NORMALIZATION_METHOD (NM)
selects the method of normalization. Note: "A" stands for a regular stored matrix.
     NM	= 0  : no normalization,
     NM	= 1  : normalization by	row sum
		   (prec(i) = sign A_ii/sum abs(A_ij),j=1,l),
     NM	= 2  : normalization by	main diagonal
		   elements (prec(i) = 1/A_ii),
     NM	= 3  : normalization by	square sum
		   (prec(i) = 1/sqrt(sum A_ij**2,j=1,l)),
     NM	= 4  : Froboenius normalization
		   (prec(i) = A_ii/sum A_ij**2,j=1,l),
     NM	= 11 : same as 1-4, but	with square root of
     NM	= 12 : normalization matrix from left
     NM	= 13 : and right (automatically	selected if
     NM	= 14 : the matrix MAT is symmetric).

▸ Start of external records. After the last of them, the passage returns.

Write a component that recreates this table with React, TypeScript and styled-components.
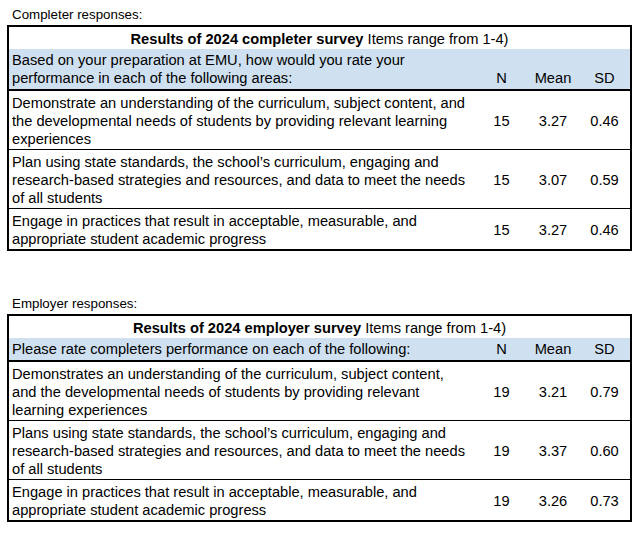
import React from "react";
import styled, { createGlobalStyle } from "styled-components";

const GlobalStyle = createGlobalStyle`
  html, body {
    margin: 0;
    padding: 0;
    background: #ffffff;
  }
  body {
    font-family: "Liberation Sans", Arial, sans-serif;
    color: #000000;
  }
`;

const Page = styled.div`
  display: flex;
  flex-direction: column;
  padding: 7px 0 0 7px;
  width: 640px;
  box-sizing: border-box;
`;

const Section = styled.section<{ $gap?: number }>`
  display: flex;
  flex-direction: column;
  margin-top: ${(p) => p.$gap ?? 0}px;
`;

const Caption = styled.div`
  font-size: 13.33px;
  line-height: 16px;
  padding-left: 5px;
  margin-bottom: 2px;
`;

const Table = styled.div`
  width: 625px;
  box-sizing: border-box;
  border: 2px solid #000000;
  font-size: 14.67px;
  line-height: 18px;
`;

const TitleRow = styled.div`
  text-align: center;
  padding: 3px 0 1px;
  white-space: nowrap;
`;

const Strong = styled.span`
  font-weight: 700;
`;

const Grid = styled.div`
  display: grid;
  grid-template-columns: 1fr 51px 52px 51px;
`;

const HeaderRow = styled(Grid)`
  background: #cfe0f1;
  border-bottom: 2px solid #000000;
  padding: 2px 0;
`;

const DataRow = styled(Grid)<{ $last?: boolean }>`
  border-bottom: ${(p) => (p.$last ? "none" : "1px solid #000000")};
  padding: 3px 0 1px;
  align-items: center;
`;

const Desc = styled.div`
  padding-left: 3px;
  white-space: nowrap;
  align-self: start;
`;

const Num = styled.div<{ $header?: boolean }>`
  text-align: center;
  align-self: ${(p) => (p.$header ? "end" : "center")};
`;

type Item = { lines: string[]; n: string; mean: string; sd: string };

type Survey = {
  caption: string;
  titleBold: string;
  titleRest: string;
  header: string[];
  items: Item[];
};

const surveys: Survey[] = [
  {
    caption: "Completer responses:",
    titleBold: "Results of 2024 completer survey",
    titleRest: " Items range from 1-4)",
    header: [
      "Based on your preparation at EMU, how would you rate your",
      "performance in each of the following areas:",
    ],
    items: [
      {
        lines: [
          "Demonstrate an understanding of the curriculum, subject content, and",
          "the developmental needs of students by providing relevant learning",
          "experiences",
        ],
        n: "15",
        mean: "3.27",
        sd: "0.46",
      },
      {
        lines: [
          "Plan using state standards, the school\u2019s curriculum, engaging and",
          "research-based strategies and resources, and data to meet the needs",
          "of all students",
        ],
        n: "15",
        mean: "3.07",
        sd: "0.59",
      },
      {
        lines: [
          "Engage in practices that result in acceptable, measurable, and",
          "appropriate student academic progress",
        ],
        n: "15",
        mean: "3.27",
        sd: "0.46",
      },
    ],
  },
  {
    caption: "Employer responses:",
    titleBold: "Results of 2024 employer survey",
    titleRest: " Items range from 1-4)",
    header: ["Please rate completers performance on each of the following:"],
    items: [
      {
        lines: [
          "Demonstrates an understanding of the curriculum, subject content,",
          "and the developmental needs of students by providing relevant",
          "learning experiences",
        ],
        n: "19",
        mean: "3.21",
        sd: "0.79",
      },
      {
        lines: [
          "Plans using state standards, the school\u2019s curriculum, engaging and",
          "research-based strategies and resources, and data to meet the needs",
          "of all students",
        ],
        n: "19",
        mean: "3.37",
        sd: "0.60",
      },
      {
        lines: [
          "Engage in practices that result in acceptable, measurable, and",
          "appropriate student academic progress",
        ],
        n: "19",
        mean: "3.26",
        sd: "0.73",
      },
    ],
  },
];

const Lines: React.FC<{ lines: string[] }> = ({ lines }) => (
  <>
    {lines.map((l, i) => (
      <React.Fragment key={i}>
        {i > 0 && <br />}
        {l}
      </React.Fragment>
    ))}
  </>
);

const SurveyTable: React.FC<{ survey: Survey; gap?: number }> = ({ survey, gap }) => (
  <Section $gap={gap}>
    <Caption>{survey.caption}</Caption>
    <Table>
      <TitleRow>
        <Strong>{survey.titleBold}</Strong>
        {survey.titleRest}
      </TitleRow>
      <HeaderRow>
        <Desc>
          <Lines lines={survey.header} />
        </Desc>
        <Num $header>N</Num>
        <Num $header>Mean</Num>
        <Num $header>SD</Num>
      </HeaderRow>
      {survey.items.map((it, i) => (
        <DataRow key={i} $last={i === survey.items.length - 1}>
          <Desc>
            <Lines lines={it.lines} />
          </Desc>
          <Num>{it.n}</Num>
          <Num>{it.mean}</Num>
          <Num>{it.sd}</Num>
        </DataRow>
      ))}
    </Table>
  </Section>
);

export default function App() {
  return (
    <>
      <GlobalStyle />
      <Page>
        <SurveyTable survey={surveys[0]} />
        <SurveyTable survey={surveys[1]} gap={45} />
      </Page>
    </>
  );
}
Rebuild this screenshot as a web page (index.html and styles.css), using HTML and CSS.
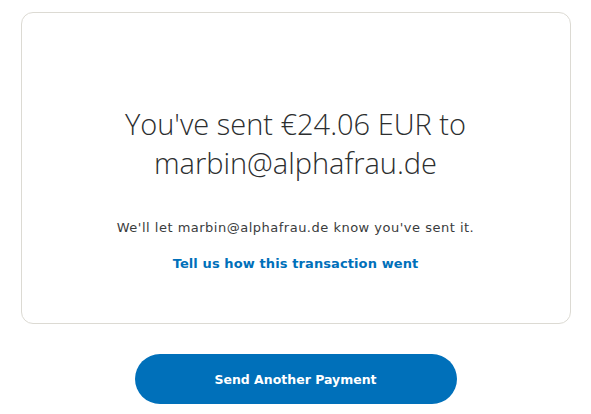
FILE: index.html
```html
<!DOCTYPE html>
<html lang="en">
<head>
<meta charset="utf-8">
<title>Payment sent</title>
<link rel="stylesheet" href="styles.css">
</head>
<body>
<main class="page">
  <section class="card">
    <h1 class="title">You've sent €24.06 EUR to<br>marbin@alphafrau.de</h1>
    <p class="note">We'll let marbin@alphafrau.de know you've sent it.</p>
    <a class="feedback" href="#">Tell us how this transaction went</a>
  </section>
  <button class="primary" type="button">Send Another Payment</button>
</main>
</body>
</html>
```
FILE: styles.css
```css
html, body {
  margin: 0;
  padding: 0;
  background: #ffffff;
}
.page {
  display: flex;
  flex-direction: column;
  align-items: center;
  padding-top: 12px;
  font-family: "DejaVu Sans", "Liberation Sans", sans-serif;
  color: #2c2e2f;
}
.card {
  box-sizing: border-box;
  width: 550px;
  height: 312px;
  border: 1px solid #dcdad3;
  border-radius: 12px;
  padding: 91px 20px 0;
  display: flex;
  flex-direction: column;
  align-items: center;
  text-align: center;
}
.title {
  margin: 0;
  font-family: "Open Sans", sans-serif;
  font-weight: 300;
  font-size: 29px;
  line-height: 39px;
  color: #2c2e2f;
}
.note {
  margin: 36px 0 0;
  font-size: 13px;
  line-height: 20px;
  letter-spacing: 0.5px;
  color: #3a3c3d;
}
.feedback {
  margin-top: 16px;
  font-size: 13px;
  line-height: 20px;
  font-weight: bold;
  letter-spacing: 0.1px;
  color: #0070ba;
  text-decoration: none;
}
.primary {
  margin-top: 30px;
  width: 322px;
  height: 50px;
  border: none;
  border-radius: 25px;
  background: #0070ba;
  color: #ffffff;
  font-family: "DejaVu Sans", "Liberation Sans", sans-serif;
  font-weight: bold;
  font-size: 12.5px;
}
```
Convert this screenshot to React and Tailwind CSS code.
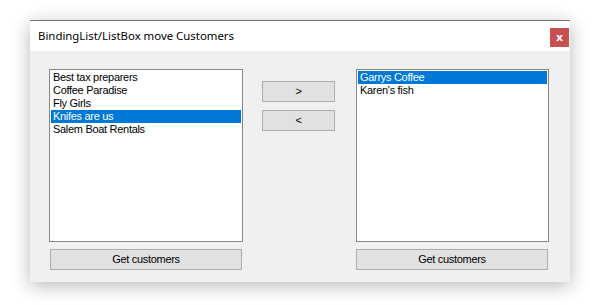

PRECONDITIONING_METHOD (PM)
selects the method of preconditioning; works in connection with the iterative methods PRES20, BICO and Bi-CGSTAB2, if the matrix is not symmetric; works in connection with the classical CG method, if the matrix is symmetric (the Cholesky algorithm works up-to-now only on 1 processor).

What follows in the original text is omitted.